Free presentation

In algebra, a free presentation of a module M over a commutative ring R is an exact sequence of R-modules:

\bigoplus_{i \in I} R \overset{f} \to \bigoplus_{j \in J} R \overset{g}\to M \to 0.

Note g then maps each basis element to each generator of M. In particular, if J is finite, then M is a finitely generated module. If I and J are finite sets, then the presentation is called a finite presentation; a module is called finitely presented if it admits a finite presentation.

A free presentation always exists: any module is a quotient of free module: F \overset{g}\to M \to 0, but then the kernel of g is again a quotient of a free module: F' \overset{f} \to \ker g \to 0. The combination of f and g is a free presentation of M. Now, one can obviously keep "resolving" the kernels in this fashion; the result is called a free resolution. Thus, a free presentation is the early part of the free resolution.

A presentation is useful for computaion.
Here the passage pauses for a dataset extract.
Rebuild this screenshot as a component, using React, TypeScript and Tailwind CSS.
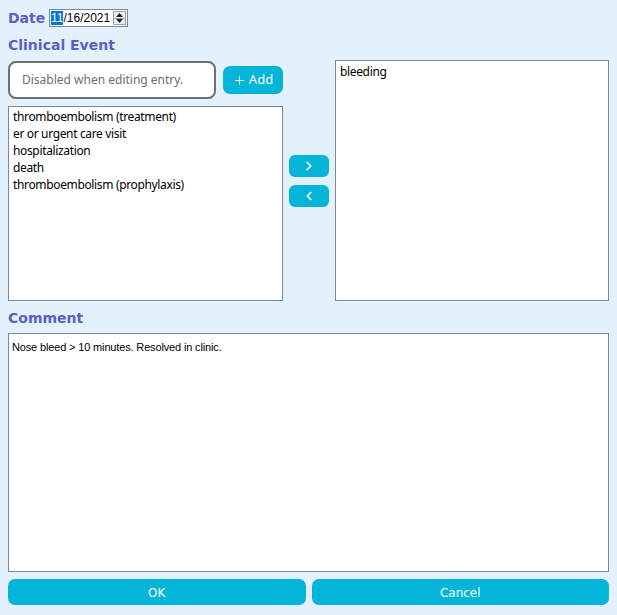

For example, since tensoring is right-exact, tensoring the above presentation with a module, say, N gives:

\bigoplus_{i \in I} N \overset{f \otimes 1} \to \bigoplus_{j \in J} N \to M \otimes_R N \to 0.

This says that M \otimes_R N is the cokernel of f \otimes 1. If N is an R-algebra, then this is the presentation of the N-module M \otimes_R N; that is, the presentation extends under base extension.

For left-exact functors, there is for example

Proposition  Let F, G be left-exact contravariant functors from the category of modules over a commutative ring R to abelian groups and θ a natural transformation from F to G. If \theta: F(R^{\oplus n}) \to G(R^{\oplus n}) is an isomorphism for each natural number n, then \theta: F(M) \to G(M) is an isomorphism for any finitely-presented module M.

Proof: Applying F to a finite presentation R^{\oplus n} \to R^{\oplus m} \to M results in

0 \to F(M) \to F(R^{\oplus m}) \to F(R^{\oplus n})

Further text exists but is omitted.